Ich weiß noch nicht genau, wie ich es erklären soll.
Da sitze ich am Rechner, genauer gesagt auf einem bequemen Sofa, und habe die kabellose Tastatur auf dem Schoße liegen. Dieses veraltete "auf dem Schoße" soll den Eindruck eines Menschen vermitteln, der ungefähr die Mitte seiner geschätzten Lebenserwartung erreicht hat.
Denn so fühle ich mich und so alt bin ich auch.
Auf der Höhe der Zeit sozusagen.
Und weil ich heute Zeit habe, diskutiere ich mit verschiedenen Leuten in verschiedenen Foren zu gar nicht so verschiedenen Themen.
Jetzt kommt die große Blamage.
Bisher sah ich nämlich die Gesprächspartner immer nur als Namen auf dem Bildschirm.

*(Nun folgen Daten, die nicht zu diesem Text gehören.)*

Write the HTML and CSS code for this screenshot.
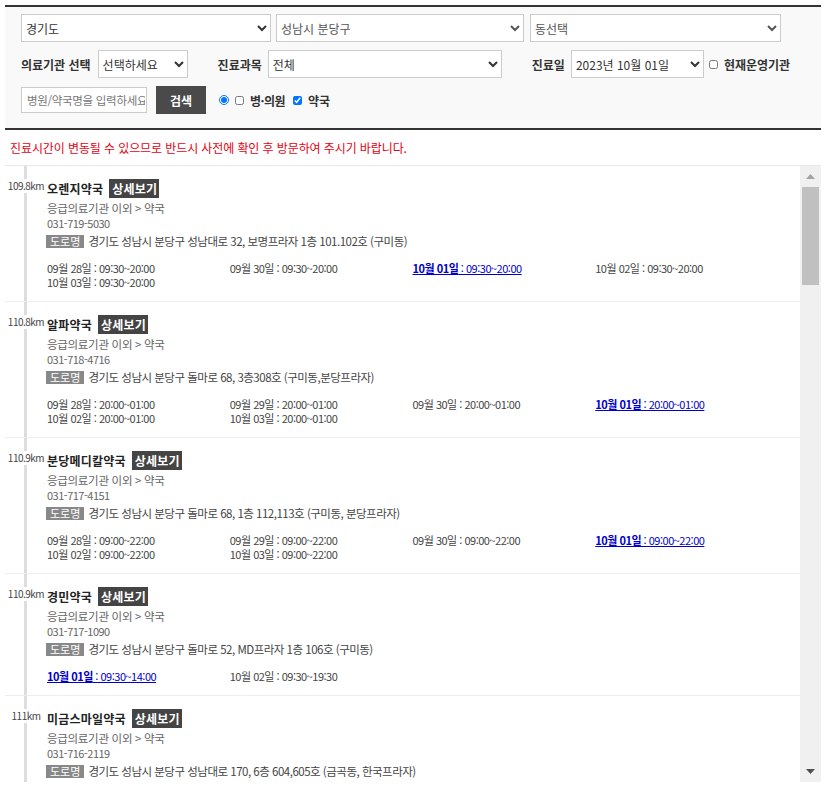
FILE: index.html
```html
<!DOCTYPE html>
<html lang="ko">
<head>
<meta charset="utf-8">
<title>진료기관 찾기</title>
<link rel="stylesheet" href="styles.css">
</head>
<body>
<div class="wrap">
  <form class="search-panel">
    <div class="row">
      <select class="sel sel-sido"><option>경기도</option></select>
      <select class="sel sel-sigungu"><option>성남시 분당구</option></select>
      <select class="sel sel-dong"><option>동선택</option></select>
    </div>
    <div class="row">
      <label class="lbl">의료기관 선택</label>
      <select class="sel sel-type"><option>선택하세요</option></select>
      <label class="lbl lbl-gap">진료과목</label>
      <select class="sel sel-subject"><option>전체</option></select>
      <label class="lbl lbl-gap">진료일</label>
      <select class="sel sel-date"><option>2023년 10월 01일</option></select>
      <label class="chk chk-open"><input type="checkbox">현재운영기관</label>
    </div>
    <div class="row">
      <input class="kw" type="text" placeholder="병원/약국명을 입력하세요">
      <button class="btn-search" type="button">검색</button>
      <input class="radio" type="radio" checked>
      <label class="chk chk-hosp"><input type="checkbox">병·의원</label>
      <label class="chk chk-pharm"><input type="checkbox" checked>약국</label>
    </div>
  </form>

  <p class="notice">진료시간이 변동될 수 있으므로 반드시 사전에 확인 후 방문하여 주시기 바랍니다.</p>

  <div class="results">
    <ul class="list">
      <li class="item">
        <div class="item-side"><span class="dist">109.8km</span></div>
        <div class="item-body">
          <div class="title"><strong class="name">오렌지약국</strong><a class="detail-btn" href="#">상세보기</a></div>
          <div class="category">응급의료기관 이외 &gt; 약국</div>
          <div class="phone">031-719-5030</div>
          <div class="road"><span class="road-tag">도로명</span>경기도 성남시 분당구 성남대로 32, 보명프라자 1층 101.102호 (구미동)</div>
          <div class="schedule">
            <span>09월 28일 : 09:30~20:00</span>
            <span>09월 30일 : 09:30~20:00</span>
            <a class="today" href="#"><b>10월 01일</b> : 09:30~20:00</a>
            <span>10월 02일 : 09:30~20:00</span>
            <span>10월 03일 : 09:30~20:00</span>
          </div>
        </div>
      </li>
      <li class="item">
        <div class="item-side"><span class="dist">110.8km</span></div>
        <div class="item-body">
          <div class="title"><strong class="name">알파약국</strong><a class="detail-btn" href="#">상세보기</a></div>
          <div class="category">응급의료기관 이외 &gt; 약국</div>
          <div class="phone">031-718-4716</div>
          <div class="road"><span class="road-tag">도로명</span>경기도 성남시 분당구 돌마로 68, 3층308호 (구미동,분당프라자)</div>
          <div class="schedule">
            <span>09월 28일 : 20:00~01:00</span>
            <span>09월 29일 : 20:00~01:00</span>
            <span>09월 30일 : 20:00~01:00</span>
            <a class="today" href="#"><b>10월 01일</b> : 20:00~01:00</a>
            <span>10월 02일 : 20:00~01:00</span>
            <span>10월 03일 : 20:00~01:00</span>
          </div>
        </div>
      </li>
      <li class="item">
        <div class="item-side"><span class="dist">110.9km</span></div>
        <div class="item-body">
          <div class="title"><strong class="name">분당메디칼약국</strong><a class="detail-btn" href="#">상세보기</a></div>
          <div class="category">응급의료기관 이외 &gt; 약국</div>
          <div class="phone">031-717-4151</div>
          <div class="road"><span class="road-tag">도로명</span>경기도 성남시 분당구 돌마로 68, 1층 112,113호 (구미동, 분당프라자)</div>
          <div class="schedule">
            <span>09월 28일 : 09:00~22:00</span>
            <span>09월 29일 : 09:00~22:00</span>
            <span>09월 30일 : 09:00~22:00</span>
            <a class="today" href="#"><b>10월 01일</b> : 09:00~22:00</a>
            <span>10월 02일 : 09:00~22:00</span>
            <span>10월 03일 : 09:00~22:00</span>
          </div>
        </div>
      </li>
      <li class="item">
        <div class="item-side"><span class="dist">110.9km</span></div>
        <div class="item-body">
          <div class="title"><strong class="name">경민약국</strong><a class="detail-btn" href="#">상세보기</a></div>
          <div class="category">응급의료기관 이외 &gt; 약국</div>
          <div class="phone">031-717-1090</div>
          <div class="road"><span class="road-tag">도로명</span>경기도 성남시 분당구 돌마로 52, MD프라자 1층 106호 (구미동)</div>
          <div class="schedule">
            <a class="today" href="#"><b>10월 01일</b> : 09:30~14:00</a>
            <span>10월 02일 : 09:30~19:30</span>
          </div>
        </div>
      </li>
      <li class="item">
        <div class="item-side"><span class="dist">111km</span></div>
        <div class="item-body">
          <div class="title"><strong class="name">미금스마일약국</strong><a class="detail-btn" href="#">상세보기</a></div>
          <div class="category">응급의료기관 이외 &gt; 약국</div>
          <div class="phone">031-716-2119</div>
          <div class="road"><span class="road-tag">도로명</span>경기도 성남시 분당구 성남대로 170, 6층 604,605호 (금곡동, 한국프라자)</div>
        </div>
      </li>
    </ul>
    <div class="scrollbar" aria-hidden="true">
      <span class="sb-btn">
        <svg width="9" height="5" viewBox="0 0 9 5"><path d="M4.5 0L9 5H0z" fill="#a3a3a3"/></svg>
      </span>
      <span class="sb-track"><span class="sb-thumb"></span></span>
      <span class="sb-btn">
        <svg width="9" height="5" viewBox="0 0 9 5"><path d="M0 0H9L4.5 5z" fill="#505050"/></svg>
      </span>
    </div>
  </div>
</div>
</body>
</html>
```

FILE: styles.css
```css
body {
  margin: 0;
  background: #fff;
  color: #333;
  font-family: "Noto Sans CJK KR", "Noto Sans", sans-serif;
}

.wrap {
  width: 816px;
  margin: 5px 0 0 5px;
}

/* ---------- search panel ---------- */
.search-panel {
  margin: 0;
  padding: 7px 16px 14px;
  background: #f9f9f9;
  border-top: 2px solid #333;
  border-bottom: 2px solid #333;
}

.row {
  display: flex;
  align-items: center;
  height: 28px;
}

.row + .row {
  margin-top: 8px;
}

.sel {
  height: 28px;
  margin: 0;
  padding: 0;
  border: 1px solid #ccc;
  border-radius: 0;
  background-color: #fff;
  color: #333;
  font-family: inherit;
  font-size: 12px;
}

.sel-sido { width: 250px; }
.sel-sigungu { width: 248px; margin-left: 5px; color: #555; }
.sel-dong { width: 251px; margin-left: 6px; color: #555; }
.sel-type { width: 90px; margin-left: 7px; }
.sel-subject { width: 234px; margin-left: 6px; }
.sel-date { width: 133px; margin-left: 6px; }

.lbl {
  font-size: 12px;
  font-weight: bold;
  color: #333;
}

.lbl-gap {
  margin-left: 30px;
}

.chk {
  display: inline-flex;
  align-items: center;
  font-size: 12px;
  font-weight: bold;
  color: #333;
}

.chk input {
  width: 9px;
  height: 9px;
  margin: 0 6px 0 0;
}

.chk-open { margin-left: 5px; }
.chk-hosp { margin-left: 6px; letter-spacing: -0.5px; }
.chk-pharm { margin-left: 8px; }

.kw {
  box-sizing: border-box;
  width: 126px;
  height: 26px;
  margin: 0;
  padding: 0 1px 0 5px;
  border: 1px solid #ccc;
  background: #fff;
  font-family: inherit;
  font-size: 11.5px;
  letter-spacing: -0.3px;
  color: #333;
}

.kw::placeholder {
  color: #777;
}

.btn-search {
  width: 50px;
  height: 28px;
  margin: 0 0 0 9px;
  padding: 0;
  border: 0;
  background: #4a4a4a;
  color: #fff;
  font-family: inherit;
  font-size: 12px;
  font-weight: bold;
}

.radio {
  width: 10px;
  height: 10px;
  margin: 0 0 0 13px;
}

/* ---------- notice ---------- */
.notice {
  margin: 0;
  padding: 10px 0 10px 5px;
  font-size: 12px;
  letter-spacing: -0.1px;
  line-height: 15px;
  color: #e60012;
}

/* ---------- result list ---------- */
.results {
  display: flex;
  height: 616px;
  border-top: 1px solid #e8e8e8;
}

.list {
  flex: 1;
  min-width: 0;
  list-style: none;
  margin: 0;
  padding: 0;
  overflow: hidden;
}

.scrollbar {
  display: flex;
  flex-direction: column;
  width: 21px;
  background: #f0f0f0;
}

.sb-btn {
  display: flex;
  align-items: center;
  justify-content: center;
  height: 21px;
}

.sb-track {
  flex: 1;
  padding: 0 2px;
}

.sb-thumb {
  display: block;
  height: 98px;
  background: #c0c0c0;
}

.item {
  display: grid;
  grid-template-columns: 42px 1fr;
  border-bottom: 1px solid #eee;
}

.item-side {
  display: flex;
  justify-content: center;
  align-items: flex-start;
  padding-top: 13px;
  background: linear-gradient(#ddd, #ddd) 19px 0 / 3px 100% no-repeat;
}

.dist {
  display: block;
  background: #fff;
  font-size: 10px;
  letter-spacing: -0.5px;
  line-height: 14px;
  color: #444;
}

.item-body {
  padding: 13px 0 12px;
}

.title {
  display: flex;
  align-items: center;
  height: 19px;
}

.name {
  font-size: 12px;
  letter-spacing: 0.2px;
  line-height: 19px;
  font-weight: bold;
  color: #222;
}

.detail-btn {
  margin-left: 6px;
  padding: 0 2px 0 3px;
  background: #444;
  color: #fff;
  font-size: 12px;
  letter-spacing: 0.2px;
  line-height: 19px;
  font-weight: bold;
  text-decoration: none;
}

.category {
  margin-top: 3px;
  font-size: 11.5px;
  letter-spacing: -0.3px;
  line-height: 15px;
  color: #666;
}

.phone {
  font-size: 11px;
  letter-spacing: -0.5px;
  line-height: 15px;
  color: #666;
}

.road {
  display: flex;
  align-items: center;
  margin-top: 2px;
  height: 16px;
  font-size: 11.5px;
  letter-spacing: -0.5px;
  color: #444;
}

.road-tag {
  margin: 0 4px 0 -1px;
  padding: 0 4px;
  background: #888;
  color: #fff;
  font-size: 11px;
  letter-spacing: 0;
  line-height: 13px;
}

.schedule {
  display: grid;
  grid-template-columns: repeat(4, 182.75px);
  margin-top: 12px;
  font-size: 11px;
  letter-spacing: -0.5px;
  line-height: 14px;
  color: #444;
}

.today {
  color: #0000cc;
  text-decoration: underline;
}
```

Na klar schaut man ab und an in das Profil, prägt sich Ortsnamen ein - nicht mit Absicht, das passiert halt.
Und heute hatte ich das erste Mal die Erkenntnis, daß all diese Leute auch ganz real vor einer Tastatur sitzen oder liegen, an einem Platz, der ihnen sehr vertraut ist.
Das Umfeld eines Computerstellplatzes ist ja meist sehr persönlich eingerichtet.
Ich bin rein altersmäßig aus der Generation der Verkabelten und um auf den Titel dieser Reflexion zu kommen, muß ich das Kabel jetzt als die Leitung bezeichnen, auf der ich wohl zu lange stand.
So bequem kann man nicht mit Freunden reden, die zu einem real-contact Besuch erscheinen. Da bräuchte man Platz wie ein römischer Patrizier.
Das, was mir als unverständliches Beiwerk einer nicht zu verhindernden Zukunft erschien, entpuppt sich plötzlich als absolut altersgerecht.
Doch so wie immer hat auch diese Bequemlichtkeit ihren Preis, denn sie muß als Floskel ihr Leben fristen.
Sämtliche Form der Verständigung verliert sich in reinen Worten. Mimik, Gestik, die vielen Ticks, die Menschen nunmal haben und die ob ihres Wiedererkennungswertes nicht zu unterschätzen sind, die vielen Kommunikationsmöglichkeiten abseits des geschriebenen Wortes - die fehlen.
Man fängt immer wieder von vorne an, heraus zu finden, wieviel wovon gut tut.
Und ganz zum Schluß - Spontanbesuche waren doch immer die Besten.